4YOU, the third in a series of 154-foot motoryachts from Heesen Yachts, recently joined sisterships Sirocco and Celestial Hope. Like the other triplets, and like many other Heesen yachts before her, 4YOU rides on a semi-displacement hullform, has an all-aluminum structure for light weight, and is fitted with enough power to boost her top speed well above displacement speeds. In this case, 4YOU tops out at 24 knots.
Designing and building large yachts to achieve such speeds is not uncommon these days, but it was fairly unheard of when the Dutch builder pioneered the niche more than 30 years ago. In fact, the persistence of a single yachtsman drove the development of such yachts at the beginning. Florida yachtsman Blas Casares approached several companies in America and Europe for a yacht that would offer him a blend of the comfort and fuel economy of his current displacement yacht, combined with the speed, handling — and exhilaration — of a smaller runabout. After being rejected by some of the foremost designers and builders in the business, Casares found a sympathetic ear in Frans Heesen, and a new type of yacht was developed.

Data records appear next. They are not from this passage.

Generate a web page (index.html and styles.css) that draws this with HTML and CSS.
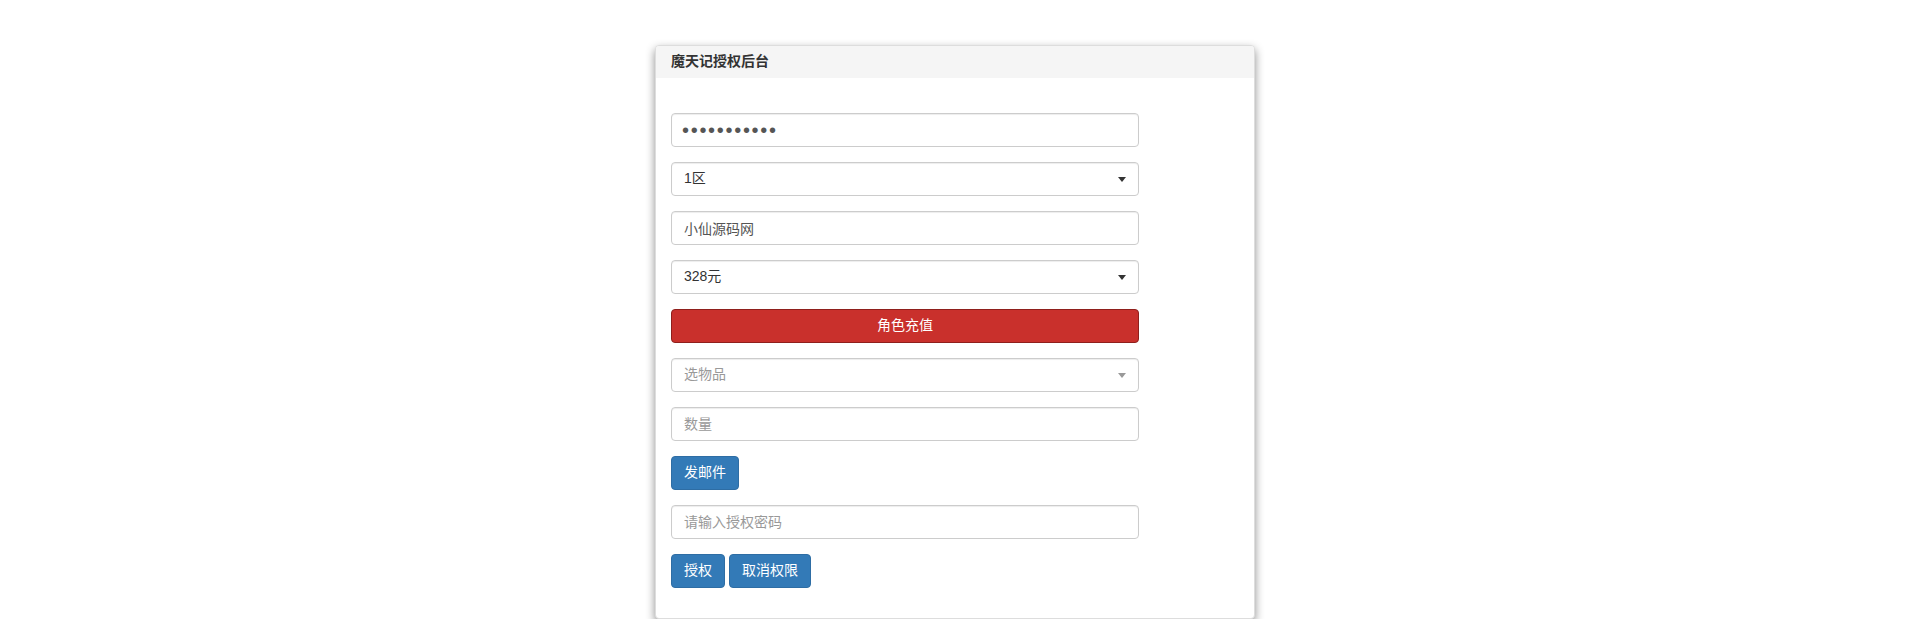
FILE: index.html
```html
<!DOCTYPE html>
<html lang="zh-CN">

<head>
    <meta charset="UTF-8">
    <meta name="viewport" content="width=device-width, initial-scale=1.0">
    <title>魔天记授权后台</title>
    <link rel="stylesheet" href="styles.css">
</head>

<body>
    <div class="panel">
        <div class="panel-heading">魔天记授权后台</div>
        <div class="panel-body">
            <form class="gm-form">
                <div class="form-group">
                    <input type="password" class="form-control pwd" value="12345678901">
                </div>
                <div class="form-group select-wrap">
                    <select class="form-control">
                        <option>1区</option>
                        <option>2区</option>
                    </select>
                </div>
                <div class="form-group">
                    <input type="text" class="form-control" value="小仙源码网">
                </div>
                <div class="form-group select-wrap">
                    <select class="form-control">
                        <option>328元</option>
                        <option>648元</option>
                    </select>
                </div>
                <div class="form-group">
                    <button type="button" class="btn btn-danger btn-block">角色充值</button>
                </div>
                <div class="form-group select-wrap muted">
                    <select class="form-control">
                        <option>选物品</option>
                    </select>
                </div>
                <div class="form-group">
                    <input type="text" class="form-control" placeholder="数量">
                </div>
                <div class="form-group">
                    <button type="button" class="btn btn-primary">发邮件</button>
                </div>
                <div class="form-group">
                    <input type="text" class="form-control" placeholder="请输入授权密码">
                </div>
                <div class="form-group">
                    <button type="button" class="btn btn-primary">授权</button>
                    <button type="button" class="btn btn-primary">取消权限</button>
                </div>
            </form>
        </div>
    </div>
</body>

</html>
```

FILE: styles.css
```css
* {
    box-sizing: border-box;
}

body {
    margin: 0;
    padding: 45px 0 0;
    background-color: #fff;
    font-family: "Liberation Sans", "Noto Sans CJK SC", sans-serif;
    font-size: 14px;
    line-height: 1.42857;
    color: #333;
}

.panel {
    width: 600px;
    margin: 0 auto;
    background-color: #fff;
    border: 1px solid #ddd;
    border-radius: 4px;
    box-shadow: 0 4px 10px rgba(0, 0, 0, 0.45);
    overflow: hidden;
}

.panel-heading {
    height: 32px;
    padding: 6px 15px;
    background-color: #f5f5f5;
    font-weight: bold;
    color: #333;
}

.panel-body {
    padding: 35px 15px 15px;
}

.gm-form {
    width: 468px;
}

.form-group {
    margin-bottom: 15px;
}

.form-control {
    display: block;
    width: 100%;
    height: 34px;
    padding: 6px 12px;
    font-family: inherit;
    font-size: 14px;
    line-height: 1.42857;
    color: #555;
    background-color: #fff;
    border: 1px solid #ccc;
    border-radius: 4px;
    box-shadow: inset 0 1px 1px rgba(0, 0, 0, 0.075);
    outline: none;
}

.form-control::placeholder {
    color: #999;
}

.form-control.pwd {
    padding: 0 10px;
    font-size: 20px;
    letter-spacing: 1.7px;
    color: #555;
}

.select-wrap {
    position: relative;
}

.select-wrap select {
    appearance: none;
    -webkit-appearance: none;
    color: #333;
    padding-right: 30px;
}

.select-wrap::after {
    content: "";
    position: absolute;
    right: 13px;
    top: 15px;
    border-left: 4px solid transparent;
    border-right: 4px solid transparent;
    border-top: 5px solid #333;
    pointer-events: none;
}

.select-wrap.muted select {
    color: #999;
}

.select-wrap.muted::after {
    border-top-color: #999;
}

.btn {
    display: inline-block;
    height: 34px;
    padding: 6px 12px;
    font-family: inherit;
    font-size: 14px;
    line-height: 1.42857;
    color: #fff;
    border: 1px solid transparent;
    border-radius: 4px;
    cursor: pointer;
}

.btn-primary {
    background-color: #337ab7;
    border-color: #2e6da4;
}

.btn-danger {
    background-color: #c9302c;
    border-color: #8f1f1c;
}

.btn-block {
    display: block;
    width: 100%;
}
```
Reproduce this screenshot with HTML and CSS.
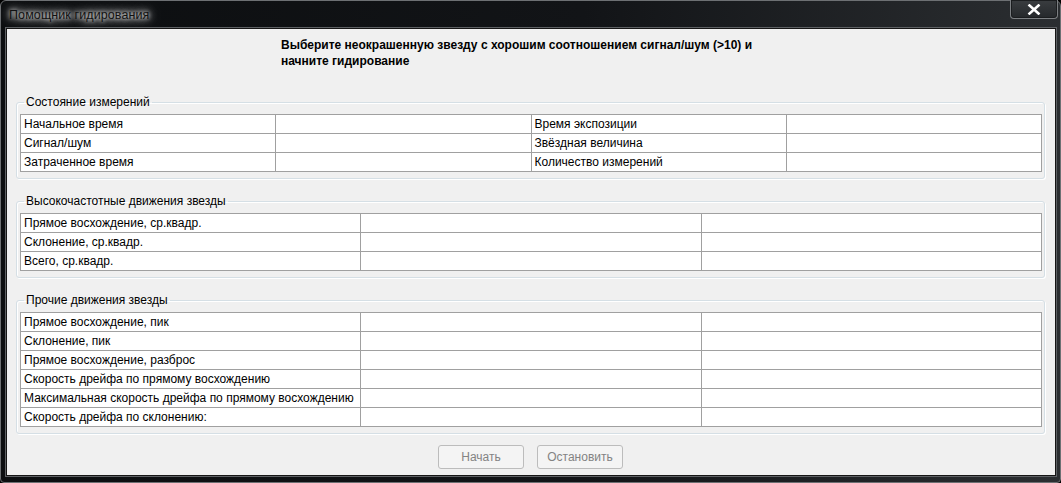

Heesen’s design was not the heavy steel-hull displacement yacht that was the standard of the day, nor was it a stripped-out shell of a boat meant purely for speed. Rather, the yachts developed for Casares, and later for many others, enabled a considerably higher top speed coupled with the ability to undertake long cruises with reasonable efficiency at displacement speeds. As always, creature comforts and good seakeeping remained priorities. Heesen has evolved and mastered this niche in the intervening decades, but the demands of speed and comfort often conflict with one another, sometimes making an acceptable middle ground seem impossible to find. That’s why Casares first met a stone wall, but Heesen, with its naval architecture developed in-house, works very closely with outside designers to assure that both the engineering package and the styling and interiors are completed with a minimum of compromise.
Heesen started by testing the hull design of 4YOU at the Wolfson Unit, a part of the Southampton University in England that specializes in small-craft research. Then they carefully spec’d the propulsion system, choosing Schaffran five-blade propellers to utilize all the horsepower delivered by the powerful MTU 16V4000 engines. In essence, it’s the classic one-two punch: first, minimize the power needed, then maximize usage of the power installed. It’s a simple, basic idea, but one that builders too often overlook.